# Model number



## neilhull (Feb 23, 2021)

Hi got a second-hand tracked snow blower sold to me as a MTD make but there is no model number on it and I need a rubber fiction wheel for it but I can't order one in the UK without the model number will put pics on and hope someone can ID it for me
Thanks Neil


----------



## RIT333 (Feb 6, 2014)

Yes, it does look like USA MTD products. Maybe you can call up MTD in the USA, or UK, and they can guide you. The replacement friction wheel looks like a donut or ring, end gets sandwiched between the two metal circular discs with about 4 bolts.
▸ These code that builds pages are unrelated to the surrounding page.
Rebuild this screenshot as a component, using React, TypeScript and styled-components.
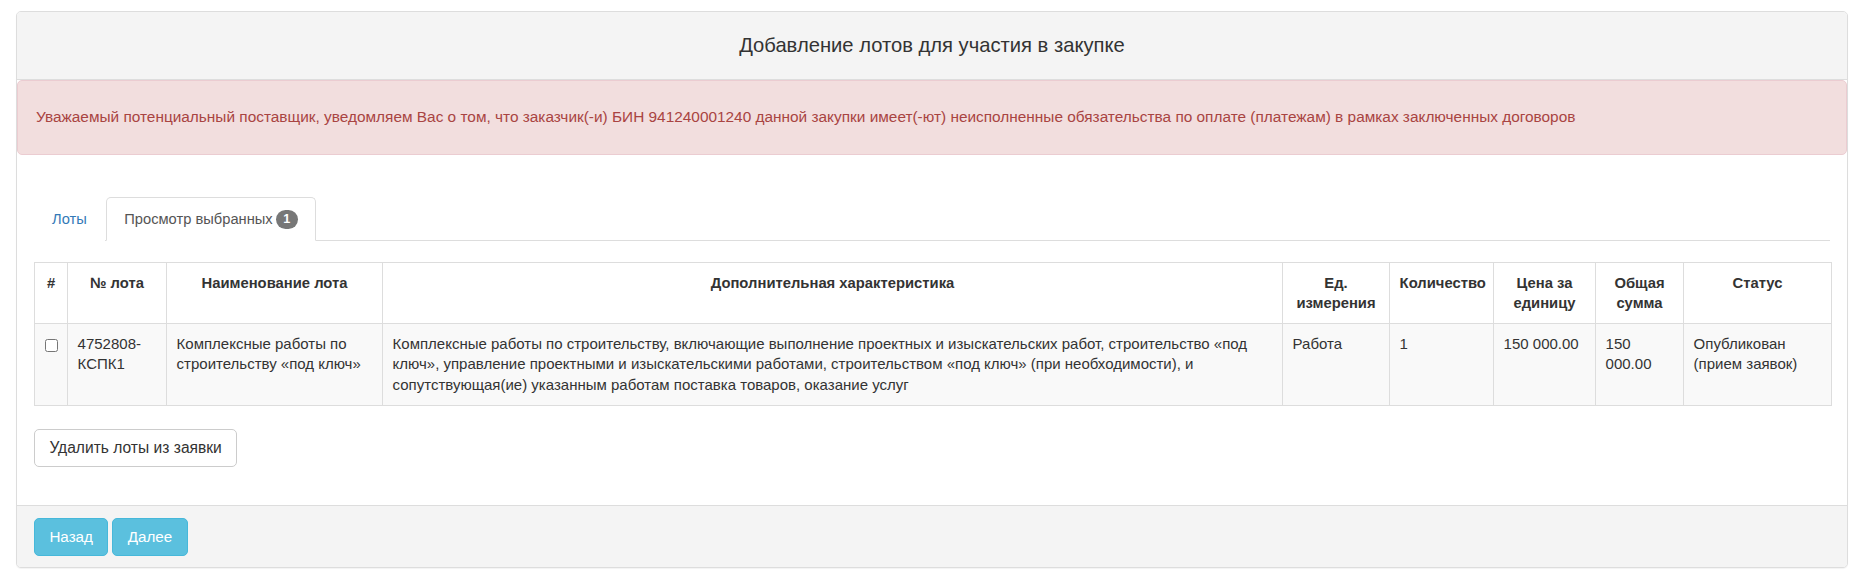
import styled, { createGlobalStyle } from 'styled-components';

const GlobalStyle = createGlobalStyle`
  * {
    box-sizing: border-box;
  }
  body {
    margin: 0;
    background: #fff;
    color: #333;
    font-family: 'Liberation Sans', Arial, sans-serif;
    font-size: 15px;
    line-height: 20.57px;
  }
`;

interface Lot {
  number: string;
  name: string;
  description: string;
  unit: string;
  quantity: string;
  price: string;
  total: string;
  status: string;
}

const lots: Lot[] = [
  {
    number: '4752808-КСПК1',
    name: 'Комплексные работы по строительству «под ключ»',
    description:
      'Комплексные работы по строительству, включающие выполнение проектных и изыскательских работ, строительство «под ключ», управление проектными и изыскательскими работами, строительством «под ключ» (при необходимости), и сопутствующая(ие) указанным работам поставка товаров, оказание услуг',
    unit: 'Работа',
    quantity: '1',
    price: '150 000.00',
    total: '150 000.00',
    status: 'Опубликован (прием заявок)',
  },
];

const columns = [
  { title: '#', width: 33 },
  { title: '№ лота', width: 99 },
  { title: 'Наименование лота', width: 216 },
  { title: 'Дополнительная характеристика', width: 900 },
  { title: 'Ед. измерения', width: 107 },
  { title: 'Количество', width: 104 },
  { title: 'Цена за единицу', width: 102 },
  { title: 'Общая сумма', width: 88 },
  { title: 'Статус', width: 148 },
];

export default function App() {
  return (
    <>
      <GlobalStyle />
      <StyledPage>
        <StyledPanel>
          <StyledPanelHeading>Добавление лотов для участия в закупке</StyledPanelHeading>

          <StyledAlert>
            Уважаемый потенциальный поставщик, уведомляем Вас о том, что заказчик(-и) БИН 941240001240 данной
            закупки имеет(-ют) неисполненные обязательства по оплате (платежам) в рамках заключенных договоров
          </StyledAlert>

          <StyledPanelBody>
            <StyledTabs>
              <StyledTab>Лоты</StyledTab>
              <StyledTab $active>
                Просмотр выбранных <StyledBadge>1</StyledBadge>
              </StyledTab>
            </StyledTabs>

            <StyledTable>
              <colgroup>
                {columns.map((col) => (
                  <StyledCol key={col.title} $width={col.width} />
                ))}
              </colgroup>
              <thead>
                <tr>
                  {columns.map((col) => (
                    <th key={col.title}>{col.title}</th>
                  ))}
                </tr>
              </thead>
              <tbody>
                {lots.map((lot) => (
                  <tr key={lot.number}>
                    <td>
                      <StyledCheckbox type='checkbox' />
                    </td>
                    <td>{lot.number}</td>
                    <td>{lot.name}</td>
                    <td>{lot.description}</td>
                    <td>{lot.unit}</td>
                    <td>{lot.quantity}</td>
                    <td>{lot.price}</td>
                    <td>{lot.total}</td>
                    <td>{lot.status}</td>
                  </tr>
                ))}
              </tbody>
            </StyledTable>

            <StyledButton>Удалить лоты из заявки</StyledButton>
          </StyledPanelBody>

          <StyledPanelFooter>
            <StyledButton $variant='info'>Назад</StyledButton>
            <StyledButton $variant='info'>Далее</StyledButton>
          </StyledPanelFooter>
        </StyledPanel>
      </StyledPage>
    </>
  );
}

const StyledPage = styled.div`
  padding: 11px 19px 6px 16px;
`;

const StyledPanel = styled.div`
  border: 1px solid #ddd;
  border-radius: 5px;
  background: #fff;
  box-shadow: 0 1px 1px rgba(0, 0, 0, 0.05);
  overflow: hidden;
`;

const StyledPanelHeading = styled.div`
  height: 68px;
  display: flex;
  align-items: center;
  justify-content: center;
  background: #f4f4f4;
  border-bottom: 1px solid #ddd;
  font-size: 20.2px;
  color: #333;
`;

const StyledAlert = styled.div`
  height: 75px;
  display: flex;
  align-items: center;
  padding: 0 18px;
  background: #f2dede;
  border: 1px solid #ebccd1;
  border-radius: 5px;
  color: #a94442;
  font-size: 15.4px;
`;

const StyledPanelBody = styled.div`
  padding: 42px 17px 38px 17px;
`;

const StyledTabs = styled.ul`
  display: flex;
  margin: 0 0 21px;
  padding: 0;
  list-style: none;
  border-bottom: 1px solid #ddd;
`;

interface StyledTabProps {
  $active?: boolean;
}

const StyledTab = styled.li<StyledTabProps>`
  display: flex;
  align-items: center;
  gap: 3px;
  height: 44px;
  margin: 0 1.5px -1px 0;
  padding: 0 17px;
  border: 1px solid ${(props) => (props.$active ? '#ddd' : 'transparent')};
  border-bottom-color: ${(props) => (props.$active ? '#fff' : 'transparent')};
  border-radius: 5px 5px 0 0;
  background: #fff;
  color: ${(props) => (props.$active ? '#555' : '#337ab7')};
  font-size: 14.7px;
  cursor: pointer;
`;

const StyledBadge = styled.span`
  display: inline-flex;
  align-items: center;
  justify-content: center;
  min-width: 22px;
  height: 19px;
  padding: 0 7px;
  border-radius: 10px;
  background: #777;
  color: #fff;
  font-size: 12.6px;
  font-weight: bold;
  line-height: 1;
`;

const StyledTable = styled.table`
  width: 100%;
  table-layout: fixed;
  border-collapse: collapse;
  border: 1px solid #ddd;
  margin-bottom: 23px;

  th,
  td {
    border: 1px solid #ddd;
    padding: 9.6px;
    vertical-align: top;
    line-height: 20.57px;
  }

  th {
    text-align: center;
    font-weight: bold;
    font-size: 14.8px;
    background: #fff;
  }

  tbody tr:nth-of-type(odd) {
    background: #f9f9f9;
  }
`;

interface StyledColProps {
  $width: number;
}

const StyledCol = styled.col<StyledColProps>`
  width: ${(props) => props.$width}px;
`;

const StyledCheckbox = styled.input`
  display: block;
  width: 13px;
  height: 13px;
  margin: 5px 0 0;
`;

interface StyledButtonProps {
  $variant?: 'default' | 'info';
}

const StyledButton = styled.button<StyledButtonProps>`
  display: inline-block;
  height: 38px;
  padding: 0 14.4px;
  border: 1px solid ${(props) => (props.$variant === 'info' ? '#46b8da' : '#ccc')};
  border-radius: 5px;
  background: ${(props) => (props.$variant === 'info' ? '#5bc0de' : '#fff')};
  color: ${(props) => (props.$variant === 'info' ? '#fff' : '#333')};
  font-family: inherit;
  font-size: ${(props) => (props.$variant === 'info' ? '15.2px' : '15.6px')};
  line-height: 20.57px;
  cursor: pointer;
`;

const StyledPanelFooter = styled.div`
  display: flex;
  gap: 4px;
  padding: 12px 17px 11px;
  background: #f4f4f4;
  border-top: 1px solid #ddd;
`;
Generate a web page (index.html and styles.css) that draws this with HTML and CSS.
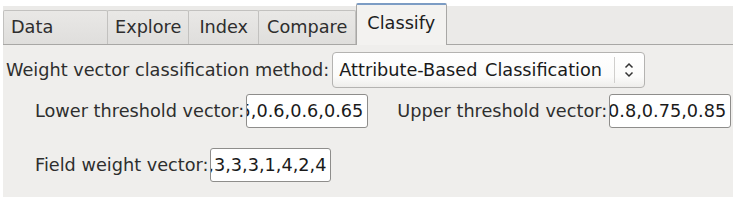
FILE: index.html
```html
<!DOCTYPE html>
<html lang="en">
<head>
  <meta charset="UTF-8">
  <title>Classify</title>
  <link rel="stylesheet" href="styles.css">
</head>
<body>
  <div class="window">
    <!-- tab strip -->
    <div class="tabs">
      <div class="tab tab-wide">Data</div>
      <div class="tab">Explore</div>
      <div class="tab tab-index">Index</div>
      <div class="tab tab-compare">Compare</div>
      <div class="tab active">Classify</div>
    </div>

    <div class="panel">
      <div class="row">
        <span class="label">Weight vector classification method:</span>
        <div class="combo">
          <span class="combo-text">Attribute-Based Classification</span>
          <span class="combo-sep"></span>
          <svg class="combo-arrows" width="10" height="20" viewBox="0 0 10 20">
            <path d="M1.5 7.5 L5 4 L8.5 7.5" fill="none" stroke="#333" stroke-width="1.5"/>
            <path d="M1.5 12.5 L5 16 L8.5 12.5" fill="none" stroke="#333" stroke-width="1.5"/>
          </svg>
        </div>
      </div>

      <div class="row indent">
        <span class="label">Lower threshold vector:</span>
        <div class="entry"><span>0.5,0.6,0.6,0.65</span></div>
        <span class="label upper">Upper threshold vector:</span>
        <div class="entry"><span>0.8,0.75,0.85</span></div>
      </div>

      <div class="row indent last">
        <span class="label">Field weight vector:</span>
        <div class="entry short"><span>3,3,3,3,1,4,2,4</span></div>
      </div>
    </div>
  </div>
</body>
</html>
```

FILE: styles.css
```css
body {
  margin: 0;
  background: #ffffff;
  font-family: "DejaVu Sans", sans-serif;
  font-size: 17.7px;
  color: #2e2e2e;
}

.window {
  margin: 6px 3px 0 3px;
  width: 730px;
  background: #efeeec;
}

.tabs {
  display: flex;
  align-items: flex-end;
  height: 38px;
  background: #ebeae8;
  border-bottom: 1px solid #a8a7a5;
}

.tab {
  height: 33px;
  line-height: 33px;
  padding: 0 7px;
  background: linear-gradient(#e9e8e6, #dfdedc);
  border: 1px solid #c2c1bf;
  border-bottom: none;
  border-radius: 2px 2px 0 0;
  margin-right: -1px;
  color: #2e2e2e;
}

.tab-wide {
  width: 89px;
}

.tab-index {
  padding: 0 10px;
}

.tab-compare {
  padding: 0 8px;
}

.tab.active {
  height: 40px;
  line-height: 37px;
  margin-bottom: -1px;
  margin-left: 1px;
  padding: 0 11px 0 10px;
  background: #f3f2f0;
  border-color: #a8a7a5;
  border-top: 2px solid #7c9cc4;
  color: #1e1e1e;
}

.panel {
  padding: 6px 0 14px 3px;
}

.row {
  display: flex;
  align-items: center;
  height: 37px;
}

.row.indent {
  padding-left: 29px;
  margin-top: 4px;
}

.row.last {
  margin-top: 17px;
}

.label {
  white-space: nowrap;
}

.upper {
  margin-left: 29px;
}

.combo {
  display: flex;
  align-items: center;
  margin-left: 3px;
  width: 313px;
  height: 36px;
  border: 1px solid #b4b3b1;
  border-radius: 4px;
  background: linear-gradient(#ffffff, #fbfbfa 70%, #eeedeb);
  box-sizing: border-box;
}

.combo-text {
  flex: 1;
  padding-left: 6px;
  color: #1a1a1a;
  white-space: nowrap;
  overflow: hidden;
  word-spacing: 2px;
}

.combo-sep {
  width: 1px;
  height: 26px;
  background: #d0cfcd;
  margin-right: 9px;
}

.combo-arrows {
  margin-right: 10px;
}

.entry {
  display: flex;
  justify-content: flex-end;
  width: 122px;
  height: 34px;
  line-height: 32px;
  box-sizing: border-box;
  border: 1px solid #8e8d8b;
  border-radius: 3px;
  background: #ffffff;
  overflow: hidden;
  padding-right: 4px;
  color: #1a1a1a;
  margin-left: 2px;
}

.entry span {
  white-space: nowrap;
}

.short {
  width: 121px;
}
```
Pretty easy job.


----------



## neilhull (Feb 23, 2021)

Thanks for the reply don't now if there is a MTD UK but I have looked in to parts and I think I will get one of eBay from the USA will strip it down and measure the rubber friction wheel the get the right size of eBay


----------



## Big Ed (Feb 10, 2013)

neilhull said:


> Hi got a second-hand tracked snow blower sold to me as a MTD make but there is no model number on it and I need a rubber fiction wheel for it but I can't order one in the UK without the model number will put pics on and hope someone can ID it for me
> Thanks Neil


Looks like you may need a friction plate too?


----------



## Marty013 (Mar 14, 2014)

if you feel like taking it appart to at least meassure the rubber wheel.. maybe someone on here knows how to meassure it out.. which point is the diameter referencing from.. and find out that way?


----------



## arienskids (Jan 26, 2018)

Sorry to say that’s not an mtd, it’s something much worse- an mtd clone


----------